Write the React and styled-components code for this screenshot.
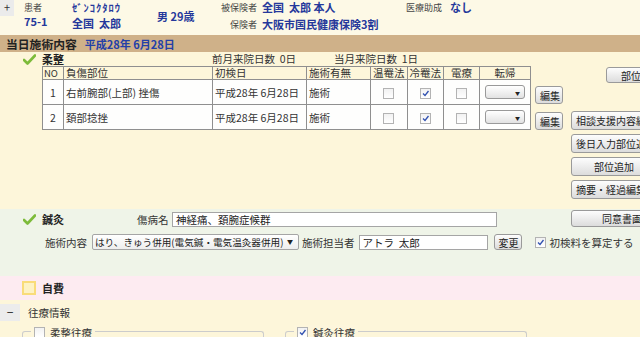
import React from 'react';
import styled, { createGlobalStyle } from 'styled-components';

const GlobalStyle = createGlobalStyle`
  body {
    margin: 0;
    overflow: hidden;
    font-family: "Noto Sans CJK JP", "Noto Sans", sans-serif;
    font-size: 11px;
    color: #222;
    background: #fdf6dc;
  }
`;

const Page = styled.div`
  width: 720px;
`;

// header
const Header = styled.div`
  display: flex;
  height: 35px;
  background: #fdf9e6;
`;

const PlusBox = styled.div`
  width: 14px;
  height: 16px;
  background: #ebebeb;
  color: #333;
  font-size: 11px;
  line-height: 15px;
  text-align: center;
  margin-right: 10px;
`;

const HeadCol = styled.div`
  width: ${p => p.w}px;
  display: flex;
  flex-direction: column;
  align-items: ${p => (p.right ? 'flex-end' : 'flex-start')};
  padding-right: ${p => (p.right ? 5 : 0)}px;
  padding-top: ${p => p.top ?? 2}px;
  gap: ${p => p.gap ?? 3}px;
`;

const Label = styled.span`
  font-size: 9px;
  color: #444;
  line-height: 12px;
  white-space: nowrap;
`;

const Value = styled.span`
  font-size: ${p => p.size || 11}px;
  letter-spacing: ${p => p.ls || 0}px;
  font-weight: bold;
  color: #25389b;
  line-height: 14px;
  white-space: nowrap;
`;

const DateBar = styled.div`
  height: 17px;
  background: #cfb189;
  display: flex;
  align-items: center;
  padding-left: 6px;
  gap: 8px;
  font-weight: bold;
  font-size: 11.8px;
`;

const DateText = styled.span`
  color: #2340a8;
  font-size: 11px;
`;

// sections
const Section = styled.div`
  background: ${p => p.bg};
  height: ${p => p.h}px;
  display: flex;
  flex-direction: ${p => (p.column ? 'column' : 'row')};
  box-sizing: border-box;
`;

const Main = styled.div`
  width: 571px;
  flex-shrink: 0;
  padding-left: 23px;
  box-sizing: border-box;
`;

const TitleRow = styled.div`
  display: flex;
  align-items: center;
  height: ${p => p.h || 14}px;
  margin-top: ${p => p.mt || 0}px;
  line-height: 12px;
`;

const Title = styled.span`
  font-weight: bold;
  font-size: 11px;
  width: ${p => p.w || 'auto'}px;
  margin-left: 6px;
  flex-shrink: 0;
`;

const Plain = styled.span`
  font-size: 10.5px;
  color: #333;
  white-space: nowrap;
  flex-shrink: 0;
  width: ${p => (p.w ? `${p.w}px` : 'auto')};
  margin-left: ${p => p.ml || 0}px;
`;

const TableRow = styled.div`
  display: flex;
  padding-left: 19px;
  gap: 4px;
`;

const Table = styled.table`
  border-collapse: collapse;
  font-size: 10.5px;
  color: #333;
  td, th {
    border: 1px solid #8f8f8f;
    padding: 0 2px;
    font-weight: normal;
    text-align: left;
    white-space: nowrap;
  }
  th { height: 12px; line-height: 12px; }
  td { height: 24px; background: #fefefd; }
`;

const Cell = styled.td`
  && { text-align: center; }
`;

const HeadCell = styled.th`
  width: ${p => p.w}px;
  && {
    text-align: ${p => (p.center ? 'center' : 'left')};
    padding: 0 ${p => (p.tight ? 1 : 2)}px;
    font-size: ${p => (p.tight ? 9.5 : 10.5)}px;
  }
`;

const Check = styled.span`
  display: inline-block;
  width: 9px;
  height: 9px;
  border: 1px solid #b3b3b3;
  background: linear-gradient(#f2f2f2, #fff);
  position: relative;
  vertical-align: middle;
  flex-shrink: 0;
  svg { position: absolute; left: 0; top: 0; }
`;

const MiniSelect = styled.div`
  width: 40px;
  height: 14px;
  margin: 0 auto;
  border: 1px solid #999;
  border-radius: 3px;
  background: linear-gradient(#fff, #e2e2e2);
  box-sizing: border-box;
  display: flex;
  justify-content: flex-end;
  align-items: center;
  padding-right: 4px;
  font-size: 5px;
  color: #222;
`;

const EditCol = styled.div`
  display: flex;
  flex-direction: column;
  padding-top: 20px;
  gap: 8px;
`;

const Button = styled.button`
  font-family: inherit;
  font-size: 10px;
  color: #222;
  height: ${p => p.h || 18}px;
  width: ${p => p.w}px;
  padding: 0 4px;
  border: 1px solid #9a9a9a;
  border-radius: 3px;
  background: linear-gradient(#fdfdfd, #dcdcdc);
  white-space: nowrap;
  overflow: hidden;
  text-align: ${p => p.align || 'center'};
  flex-shrink: 0;
  margin-left: ${p => p.ml || 0}px;
  margin-top: ${p => p.mt || 0}px;
`;

const RightCol = styled.div`
  display: flex;
  flex-direction: column;
  padding-top: ${p => p.pt}px;
  gap: 4px;
`;

const FieldRow = styled.div`
  display: flex;
  align-items: center;
  height: 16px;
  margin-top: ${p => p.mt || 0}px;
  padding-left: ${p => p.pl || 0}px;
`;

const Input = styled.div`
  width: ${p => p.w}px;
  height: 15px;
  flex-shrink: 0;
  border: 1px solid #a5a5a5;
  background: #fff;
  box-sizing: border-box;
  font-size: 10.5px;
  line-height: 13px;
  padding-left: 3px;
  color: #222;
  margin-left: ${p => p.ml || 0}px;
  white-space: nowrap;
`;

const Select = styled.div`
  width: 207px;
  height: 16px;
  flex-shrink: 0;
  border: 1px solid #a5a5a5;
  background: linear-gradient(#fff, #eee);
  border-radius: 2px;
  box-sizing: border-box;
  font-size: 9.6px;
  line-height: 14px;
  padding-left: 2px;
  display: flex;
  justify-content: space-between;
  margin-left: 5px;
  white-space: nowrap;
  overflow: hidden;
  span:last-child { font-size: 6px; padding-right: 5px; }
`;

const CheckLabel = styled.label`
  display: flex;
  align-items: center;
  gap: 4px;
  margin-left: 13px;
  font-size: 10.5px;
  color: #333;
  white-space: nowrap;
`;

const YellowBox = styled.span`
  width: 10px;
  height: 10px;
  background: #fdf2c4;
  border: 2px solid #f9dc79;
  display: inline-block;
  margin-left: -1px;
`;

const MinusBox = styled.div`
  width: 20px;
  height: 17px;
  background: #ececec;
  text-align: center;
  line-height: 16px;
  margin-right: 8px;
  font-size: 12px;
`;

const FieldsetRow = styled.div`
  display: flex;
  padding-left: 22px;
  gap: 21px;
  margin-top: 10px;
`;

const Fieldset = styled.div`
  width: 240px;
  height: 20px;
  border: 1px solid #ccc;
  border-bottom: none;
  border-radius: 3px 3px 0 0;
  position: relative;
`;

const Legend = styled.div`
  position: absolute;
  left: 8px;
  top: -7px;
  background: #fdf6dc;
  padding: 0 3px;
  display: flex;
  align-items: center;
  gap: 5px;
  font-size: 10.5px;
  color: #333;
`;

const GreenCheck = () => (
  <svg width="13" height="11" viewBox="0 0 13 11" style={{ flexShrink: 0 }}>
    <path d="M1 6 L4.5 9.5 L12 1.5" fill="none" stroke="#7dbb3a" strokeWidth="2.6" strokeLinecap="round" strokeLinejoin="round" />
  </svg>
);

const Box = ({ on }) => (
  <Check>
    {on && (
      <svg width="9" height="9" viewBox="0 0 9 9">
        <path d="M2 4.5 L4 6.5 L7.5 2" fill="none" stroke="#3050b0" strokeWidth="1.3" />
      </svg>
    )}
  </Check>
);

const rows = [
  { no: 1, part: '右前腕部(上部) 挫傷' },
  { no: 2, part: '頚部捻挫' },
];

export default function App() {
  return (
    <Page>
      <GlobalStyle />
      <Header>
        <PlusBox>+</PlusBox>
        <HeadCol w={48} top={2} gap={0}>
          <Label>患者</Label>
          <Value>75-1</Value>
        </HeadCol>
        <HeadCol w={85} top={1} gap={1}>
          <Value size={10.5} ls={1}>ｾﾞﾝｺｸﾀﾛｳ</Value>
          <Value>全国&nbsp;&nbsp;太郎</Value>
        </HeadCol>
        <HeadCol w={55} top={9}>
          <Value>男 29歳</Value>
        </HeadCol>
        <HeadCol w={45} right top={2} gap={5}>
          <Label>被保険者</Label>
          <Label>保険者</Label>
        </HeadCol>
        <HeadCol w={144} top={0} gap={3}>
          <Value>全国&nbsp;&nbsp;太郎 本人</Value>
          <Value>大阪市国民健康保険3割</Value>
        </HeadCol>
        <HeadCol w={44} top={2}>
          <Label>医療助成</Label>
        </HeadCol>
        <HeadCol w={40} top={0}>
          <Value>なし</Value>
        </HeadCol>
      </Header>
      <DateBar>
        当日施術内容<DateText>平成28年 6月28日</DateText>
      </DateBar>

      <Section bg="#fdf6da" h={157}>
        <Main>
          <TitleRow>
            <GreenCheck />
            <Title w={170}>柔整</Title>
            <Plain w={122}>前月来院日数&nbsp;&nbsp;0日</Plain>
            <Plain>当月来院日数&nbsp;&nbsp;1日</Plain>
          </TitleRow>
          <TableRow>
            <Table>
              <thead>
                <tr>
                  <HeadCell w={18} tight>NO</HeadCell>
                  <HeadCell w={144}>負傷部位</HeadCell>
                  <HeadCell w={89}>初検日</HeadCell>
                  <HeadCell w={59}>施術有無</HeadCell>
                  <HeadCell w={31}>温罨法</HeadCell>
                  <HeadCell w={31}>冷罨法</HeadCell>
                  <HeadCell w={31} center>電療</HeadCell>
                  <HeadCell w={46} center>転帰</HeadCell>
                </tr>
              </thead>
              <tbody>
                {rows.map(r => (
                  <tr key={r.no}>
                    <Cell>{r.no}</Cell>
                    <td>{r.part}</td>
                    <td>平成28年 6月28日</td>
                    <td>施術</td>
                    <Cell><Box /></Cell>
                    <Cell><Box on /></Cell>
                    <Cell><Box /></Cell>
                    <Cell><MiniSelect>▼</MiniSelect></Cell>
                  </tr>
                ))}
              </tbody>
            </Table>
            <EditCol>
              <Button w={28}>編集</Button>
              <Button w={28}>編集</Button>
            </EditCol>
          </TableRow>
        </Main>
        <RightCol pt={15}>
          <Button w={70} ml={35} h={16}>部位詳細</Button>
          <Button w={86} h={19} mt={24} align="left">相談支援内容編集</Button>
          <Button w={86} h={19} align="left">後日入力部位追加</Button>
          <Button w={86} h={19}>部位追加</Button>
          <Button w={86} h={19} align="left">摘要・経過編集</Button>
        </RightCol>
      </Section>

      <Section bg="#eff4e8" h={67}>
        <Main>
          <FieldRow mt={2}>
            <GreenCheck />
            <Title w={95}>鍼灸</Title>
            <Plain w={32}>傷病名</Plain>
            <Input w={325} ml={3}>神経痛、頚腕症候群</Input>
          </FieldRow>
          <FieldRow mt={7} pl={22}>
            <Plain>施術内容</Plain>
            <Select>
              <span>はり、きゅう併用(電気鍼・電気温灸器併用)</span>
              <span>▼</span>
            </Select>
            <Plain ml={3}>施術担当者</Plain>
            <Input w={129} ml={4}>アトラ&nbsp;&nbsp;太郎</Input>
            <Button w={28} h={16} ml={6}>変更</Button>
            <CheckLabel><Box on />初検料を算定する</CheckLabel>
          </FieldRow>
        </Main>
        <RightCol pt={1}>
          <Button w={86} h={17} align="right">同意書画面</Button>
        </RightCol>
      </Section>

      <Section bg="#fdebf1" h={24}>
        <Main>
          <TitleRow h={24}>
            <YellowBox />
            <Title w={40}>自費</Title>
          </TitleRow>
        </Main>
      </Section>

      <Section bg="#fdf6da" h={37} column>
        <TitleRow h={17} mt={4}>
          <MinusBox>−</MinusBox>
          <Plain>往療情報</Plain>
        </TitleRow>
        <FieldsetRow>
          <Fieldset>
            <Legend><Box />柔整往療</Legend>
          </Fieldset>
          <Fieldset>
            <Legend><Box on />鍼灸往療</Legend>
          </Fieldset>
        </FieldsetRow>
      </Section>
    </Page>
  );
}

> **Exercise prompt**: The lines to collect are those holding the string "React"; copy them all.

> **Exercise answer**:
Write the React and styled-components code for this screenshot.
import React from 'react';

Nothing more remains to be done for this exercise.